Concretely, solve the following problems, starting from the initial graph implementation from Thursday’s lecture:

  1. Add a reachableFrom method to the Graph class.

  2. Include a good set of tests for reachableFrom. Ideally, your tests should not presume a specific order for nodes in the output of reachableFrom. (Good tests that assume a specific order will earn points towards test cases; tests that are independent of the order of output can earn points towards testing methods with multiple correct answers).

  3. In a clearly-labeled comment, argue why your reachableFrom method will terminate. A good answer will state an invariant on the code and how that contributes to termination.

  4. Your Graph class could (in theory) capture friend relationships in a social network just as well as it captures routes between cities. For a social network graph, however, the content at each node isn’t just a string, but a user profile. The following class defines a simple user profile:

      class Profile {

        String name;

        String college;

      }

    1. Use generics to enable you to create and find routes in either social networks or city graphs using the same interface and classes.

    2. Create at least one city graph and at least one social network in your Examples class.

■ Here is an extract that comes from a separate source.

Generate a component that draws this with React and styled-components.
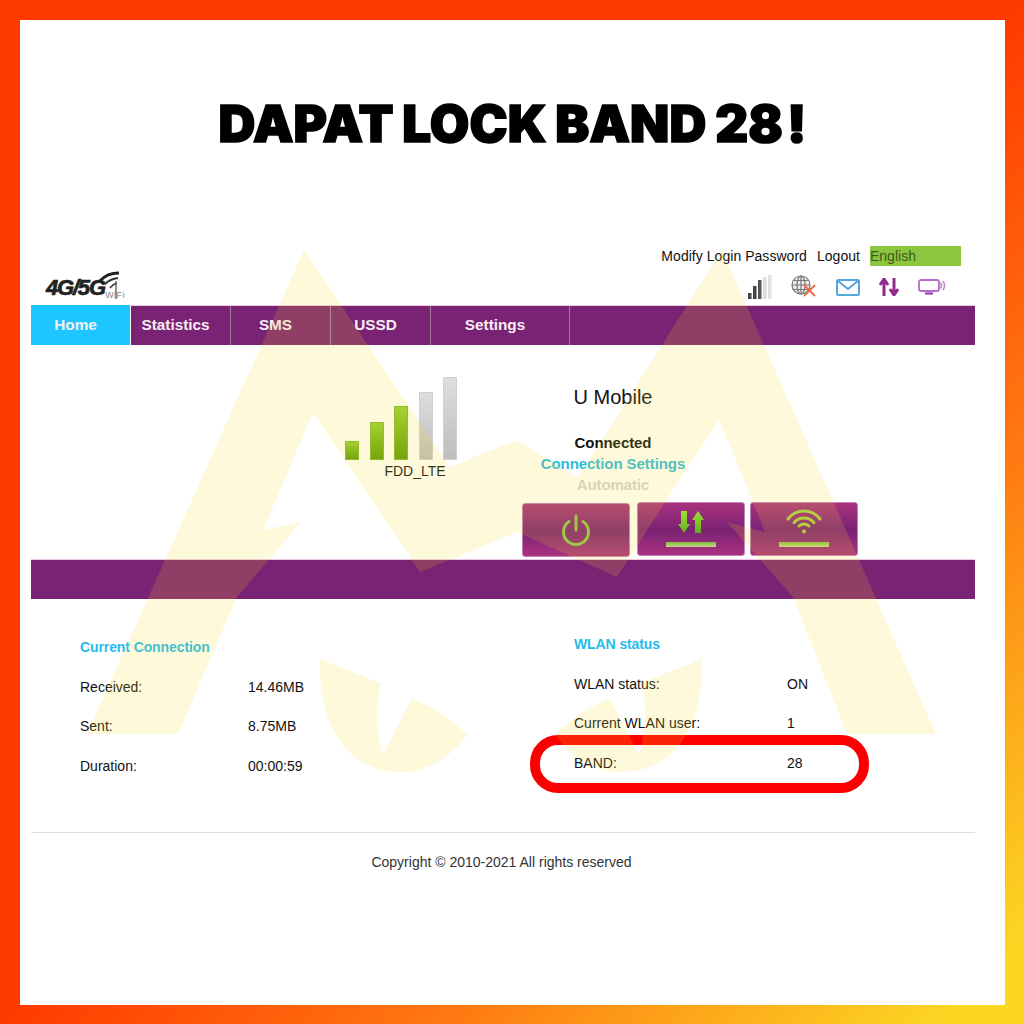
import React from 'react';
import styled, { createGlobalStyle } from 'styled-components';

const GlobalStyle = createGlobalStyle`
  html, body {
    margin: 0;
    padding: 0;
    background: #fff;
  }
`;

const connectionRows = [
  ['Received:', '14.46MB'],
  ['Sent:', '8.75MB'],
  ['Duration:', '00:00:59'],
];

const wlanRows = [
  ['WLAN status:', 'ON'],
  ['Current WLAN user:', '1'],
];

const signalBars = [
  { height: 19, on: true },
  { height: 38, on: true },
  { height: 54, on: true },
  { height: 68, on: false },
  { height: 83, on: false },
];

const tabs = ['Home', 'Statistics', 'SMS', 'USSD', 'Settings'];

const App = () => (
  <Frame>
    <GlobalStyle />
    <Sheet>
      <Title>
        DAPAT LOCK BAND 28<Bang>!</Bang>
      </Title>
      <Page>
        <TopLinks>
          <TopLink>Modify Login Password</TopLink>
          <TopLink>Logout</TopLink>
          <Language>English</Language>
        </TopLinks>

        <Masthead>
          <Logo>
            <LogoText>4G/5G</LogoText>
            <LogoWifi>
              <svg width="24" height="29" viewBox="0 0 24 29">
                <path d="M1 11 Q8 3 20 3" fill="none" stroke="#222" strokeWidth="3" />
                <path d="M6 14 Q11 9 19 8" fill="none" stroke="#333" strokeWidth="2.2" />
                <path d="M11 18 Q14 14 18 13" fill="none" stroke="#444" strokeWidth="1.6" />
                <path d="M17 11 V29" stroke="#555" strokeWidth="1.3" />
              </svg>
              <LogoWifiText>WiFi</LogoWifiText>
            </LogoWifi>
          </Logo>
          <StatusIcons>
            <svg width="24" height="24" viewBox="0 0 24 24">
              <rect x="0" y="18" width="3.5" height="6" fill="#444" />
              <rect x="5" y="11" width="3.5" height="13" fill="#444" />
              <rect x="10" y="5" width="3.5" height="19" fill="#555" />
              <rect x="15" y="2" width="3.5" height="22" fill="#ddd" />
              <rect x="20" y="0" width="3.5" height="24" fill="#e2e2e2" />
            </svg>
            <svg width="26" height="24" viewBox="0 0 26 24">
              <g fill="none" stroke="#777" strokeWidth="1.2">
                <circle cx="10" cy="10" r="9" fill="#eee" />
                <ellipse cx="10" cy="10" rx="4" ry="9" />
                <path d="M1 10 H19 M2.5 5.5 H17.5 M2.5 14.5 H17.5 M10 1 V19" />
              </g>
              <path d="M13 10 L24 21 M24 10 L13 21" stroke="#ee6a4a" strokeWidth="1.8" />
            </svg>
            <svg width="24" height="17" viewBox="0 0 24 17">
              <rect x="1" y="1" width="22" height="15" rx="1" fill="#fff" stroke="#54a8dc" strokeWidth="2" />
              <path d="M2 2 L12 10 L22 2" fill="none" stroke="#54a8dc" strokeWidth="2" />
            </svg>
            <svg width="20" height="18" viewBox="0 0 20 18">
              <path d="M5 18 V4 M1 7 L5 1 L9 7" fill="none" stroke="#8e2a8c" strokeWidth="3" />
              <path d="M15 0 V14 M11 11 L15 17 L19 11" fill="none" stroke="#8e2a8c" strokeWidth="3" />
            </svg>
            <svg width="28" height="16" viewBox="0 0 28 16">
              <rect x="1" y="1" width="20" height="11" rx="2" fill="none" stroke="#b56ccb" strokeWidth="1.8" />
              <path d="M7 14.5 H15" stroke="#8e3fa8" strokeWidth="2.2" />
              <path d="M22.5 3.5 Q24.5 6.5 22.5 9.5 M25 2 Q28 6.5 25 11" fill="none" stroke="#bd88d2" strokeWidth="1.6" />
            </svg>
          </StatusIcons>
        </Masthead>

        <Nav>
          {tabs.map((tab, i) => (
            <Tab key={tab} $active={i === 0} $wide={tab === 'Settings'}>
              {tab}
            </Tab>
          ))}
        </Nav>

        <Hero>
          <Signal>
            <Bars>
              {signalBars.map((bar, i) => (
                <Bar key={i} $on={bar.on} style={{ height: bar.height }} />
              ))}
            </Bars>
            <NetworkType>FDD_LTE</NetworkType>
          </Signal>
          <Panel>
            <StatusText>
              <Carrier>U Mobile</Carrier>
              <StatusLine $first>Connected</StatusLine>
              <StatusLine $color="#2fbcdc">Connection Settings</StatusLine>
              <StatusLine $color="#d2d2d2">Automatic</StatusLine>
            </StatusText>
            <Actions>
              <ActionButton $offset={1}>
                <svg width="30" height="34" viewBox="0 0 30 34">
                  <path
                    d="M8 7.6 A12.5 12.5 0 1 0 22 7.6"
                    fill="none"
                    stroke="#8fc24a"
                    strokeWidth="3"
                    strokeLinecap="round"
                  />
                  <path d="M15 2 V16" stroke="#8fc24a" strokeWidth="3" strokeLinecap="round" />
                </svg>
              </ActionButton>
              <ActionButton>
                <svg width="26" height="23" viewBox="0 0 26 23">
                  <defs>
                    <linearGradient id="arrowGreen" x1="0" y1="0" x2="0" y2="1">
                      <stop offset="0" stopColor="#a4dc3c" />
                      <stop offset="1" stopColor="#62ad18" />
                    </linearGradient>
                  </defs>
                  <path d="M3 0 H9 V13 H12 L6 22 L0 13 H3 Z" fill="url(#arrowGreen)" />
                  <path d="M17 22 H23 V9 H26 L20 0 L14 9 H17 Z" fill="url(#arrowGreen)" />
                </svg>
                <ActionBar />
              </ActionButton>
              <ActionButton>
                <svg width="36" height="26" viewBox="0 0 36 26">
                  <g fill="none" stroke="#a6cf45" strokeWidth="3" strokeLinecap="round">
                    <path d="M2 11 A20 20 0 0 1 34 11" />
                    <path d="M8 14.7 A13 13 0 0 1 28 14.7" />
                    <path d="M13 18 A7 7 0 0 1 23 18" />
                  </g>
                  <circle cx="18" cy="23.5" r="2" fill="#a6cf45" />
                </svg>
                <ActionBar />
              </ActionButton>
            </Actions>
          </Panel>
        </Hero>

        <Divider />

        <Info>
          <InfoColumn $offset={3} $fixed>
            <InfoHeading>Current Connection</InfoHeading>
            {connectionRows.map(([label, value]) => (
              <InfoRow key={label} $labelWidth={168}>
                <span>{label}</span>
                <span>{value}</span>
              </InfoRow>
            ))}
          </InfoColumn>
          <InfoColumn>
            <InfoHeading>WLAN status</InfoHeading>
            {wlanRows.map(([label, value]) => (
              <InfoRow key={label} $labelWidth={213}>
                <span>{label}</span>
                <span>{value}</span>
              </InfoRow>
            ))}
            <BandRow $labelWidth={213}>
              <span>BAND:</span>
              <span>28</span>
            </BandRow>
          </InfoColumn>
        </Info>

        <Footer>Copyright © 2010-2021 All rights reserved</Footer>
      </Page>
    </Sheet>

    <Watermark viewBox="0 0 1024 1024">
      <path d="M304 250 L450 467 L516 440 L578 478 L722 250 L936 734 L847 734 L793 597 L727 522 L765 532 L719 419 L617 577 L517 532 L420 572 L313 413 L263 530 L301 522 L237 597 L178 734 L87 734 Z" />
      <path d="M320 659 L381 683 Q375 710 378 727 Q379 745 383 755 L412 698 Q445 712 467 735 Q440 772 400 772 C350 772 318 730 320 659 Z" />
      <path d="M702 659 L641 683 Q647 710 644 727 Q643 745 639 755 L610 698 Q577 712 555 735 Q582 772 622 772 C672 772 704 730 702 659 Z" />
    </Watermark>
  </Frame>
);

// Styled components
const Frame = styled.div`
  position: relative;
  box-sizing: border-box;
  width: 1024px;
  height: 1024px;
  padding: 20px 19px 19px 20px;
  background: linear-gradient(135deg, #ff3a00 0%, #ff3a00 50%, #ff7a12 72%, #fbd723 96%);
  font-family: 'Liberation Sans', Arial, sans-serif;
  font-size: 14px;
  color: #111;
  overflow: hidden;
`;

const Sheet = styled.div`
  height: 100%;
  background: #fff;
  overflow: hidden;
`;

const Title = styled.h1`
  margin: 0;
  padding-top: 69px;
  height: 69px;
  line-height: 70px;
  text-align: center;
  font-family: Inter, 'Liberation Sans', sans-serif;
  font-weight: 900;
  font-size: 51px;
  letter-spacing: 0.1px;
  word-spacing: -1.5px;
  color: #000;
  -webkit-text-stroke: 1.6px #000;
`;

const Bang = styled.span`
  margin-left: 4px;
`;

const Page = styled.div`
  margin: 88px 30px 0 11px;
`;

const TopLinks = styled.div`
  display: flex;
  justify-content: flex-end;
  align-items: center;
  height: 20px;
  padding-right: 14px;
`;

const TopLink = styled.span`
  margin-right: 10px;
  letter-spacing: 0.04px;
`;

const Language = styled.span`
  width: 91px;
  height: 20px;
  line-height: 20px;
  background: #8cc63f;
  color: #3b5a1c;
`;

const Masthead = styled.div`
  display: flex;
  justify-content: space-between;
  height: 40px;
`;

const Logo = styled.div`
  display: flex;
  align-items: flex-end;
  padding: 0 0 7px 15px;
`;

const LogoText = styled.span`
  font-weight: 700;
  font-style: italic;
  font-size: 22px;
  line-height: 22px;
  letter-spacing: -1.2px;
  color: #222;
  -webkit-text-stroke: 0.7px #222;
`;

const LogoWifi = styled.div`
  display: flex;
  flex-direction: column;
  margin-left: -6px;
  width: 26px;

  svg {
    display: block;
    margin-bottom: -8px;
  }
`;

const LogoWifiText = styled.span`
  align-self: flex-end;
  font-size: 9px;
  line-height: 8px;
  letter-spacing: 0.4px;
  color: #888;
`;

const StatusIcons = styled.div`
  display: flex;
  align-items: center;
  gap: 19px;
  padding: 2px 29px 0 0;

  svg {
    display: block;
  }
`;

const Nav = styled.nav`
  display: flex;
  height: 39px;
  background: #7a2273;
  border-top: 1px solid #e8c8e4;
  margin-top: -1px;
`;

const Tab = styled.div`
  box-sizing: border-box;
  width: ${(p) => (p.$wide ? 139 : 100)}px;
  height: ${(p) => (p.$active ? 40 : 39)}px;
  padding-right: 10px;
  line-height: ${(p) => (p.$active ? 40 : 38)}px;
  text-align: center;
  font-weight: 700;
  font-size: 15.3px;
  color: #f6eef5;
  background: ${(p) => (p.$active ? '#1ec6ff' : 'transparent')};
  border-right: 1px solid ${(p) => (p.$active ? '#fff' : '#a878a2')};
  margin-top: ${(p) => (p.$active ? '-1px' : '0')};
`;

const Hero = styled.section`
  display: flex;
  align-items: flex-start;
  height: 214px;
`;

const Signal = styled.div`
  width: 112px;
  margin-left: 314px;
  padding-top: 32px;
`;

const Bars = styled.div`
  display: flex;
  justify-content: space-between;
  align-items: flex-end;
  height: 83px;
`;

const Bar = styled.div`
  box-sizing: border-box;
  width: 14px;
  background: ${(p) =>
    p.$on
      ? 'linear-gradient(#97cf35, #5a9c08)'
      : 'linear-gradient(#dedede, #bdbdbd)'};
  border: 1px solid ${(p) => (p.$on ? '#7cb82c' : '#d0d0d0')};
`;

const NetworkType = styled.div`
  padding-left: 28px;
  margin-top: 1px;
  line-height: 20px;
  text-align: center;
`;

const Panel = styled.div`
  margin-left: 65px;
  padding-top: 40px;
`;

const StatusText = styled.div`
  width: 182px;
  text-align: center;
`;

const Carrier = styled.div`
  font-size: 20px;
  line-height: 24px;
  color: #111;
`;

const StatusLine = styled.div`
  margin-top: ${(p) => (p.$first ? '22.5px' : '0')};
  line-height: 21px;
  font-size: 15px;
  font-weight: 700;
  letter-spacing: -0.07px;
  color: ${(p) => p.$color || '#111'};
`;

const Actions = styled.div`
  display: flex;
  align-items: flex-start;
  margin-top: 7.5px;
  gap: 7px;

  & > *:last-child {
    margin-left: -2px;
  }
`;

const ActionButton = styled.div`
  box-sizing: border-box;
  display: flex;
  flex-direction: column;
  align-items: center;
  justify-content: flex-end;
  gap: 8px;
  width: 108px;
  height: 54px;
  padding-bottom: 8px;
  margin-top: ${(p) => p.$offset || 0}px;
  background: linear-gradient(#aa327f, #7a2273 52%, #aa327f);
  border: 1px solid #c080b8;
  border-radius: 3px;

  svg {
    display: block;
  }
`;

const ActionBar = styled.span`
  display: block;
  width: 50px;
  height: 5px;
  background: linear-gradient(#86bd3c, #c0d98c);
`;

const Divider = styled.div`
  height: 40px;
  background: #7a2273;
  border-top: 1px solid #e8c8e4;
  box-sizing: border-box;
`;

const Info = styled.section`
  display: flex;
  align-items: flex-start;
  padding: 26px 0 0 49px;
  height: 207px;
`;

const InfoColumn = styled.div`
  margin-top: ${(p) => p.$offset || 0}px;
  flex: ${(p) => (p.$fixed ? '0 0 494px' : '1')};
`;

const InfoHeading = styled.div`
  line-height: 39.5px;
  font-weight: 700;
  letter-spacing: -0.1px;
  color: #1fbcec;
`;

const InfoRow = styled.div`
  position: relative;
  display: grid;
  grid-template-columns: ${(p) => p.$labelWidth}px 1fr;
  line-height: 39.5px;
`;

const BandRow = styled(InfoRow)`
  &::after {
    content: '';
    position: absolute;
    left: -44.5px;
    top: -8.5px;
    box-sizing: border-box;
    width: 339px;
    height: 58px;
    border: 10px solid #fa0000;
    border-radius: 28px;
  }
`;

const Footer = styled.footer`
  border-top: 1px solid #dcdcdc;
  padding-top: 19px;
  padding-right: 3px;
  line-height: 20px;
  text-align: center;
  color: #333;
`;

const Watermark = styled.svg`
  position: absolute;
  inset: 0;
  width: 1024px;
  height: 1024px;
  pointer-events: none;

  path {
    fill: rgba(253, 218, 40, 0.16);
  }
`;

export default App;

    3. Provide test cases for hasRoute using each of graphs over cities and social network graphs over profiles.

}

3 Grading Criteria

Clean Code points will be checking for good OO practice, including appropriate encapsulation, appropriate use of public/private designations on fields and methods, avoiding bad style (such as type checks or instanceOf in your code), creating interfaces and abstract classes when appropriate, and proper use of checked versus runtime exceptions (if applicable). We will also check for documentation on your methods and interfaces.

4 What to Turn In

Submit a separate file for each class and interface created for this assignment. You may use either a separate Examples class per problem, or a combined Examples class (your choice).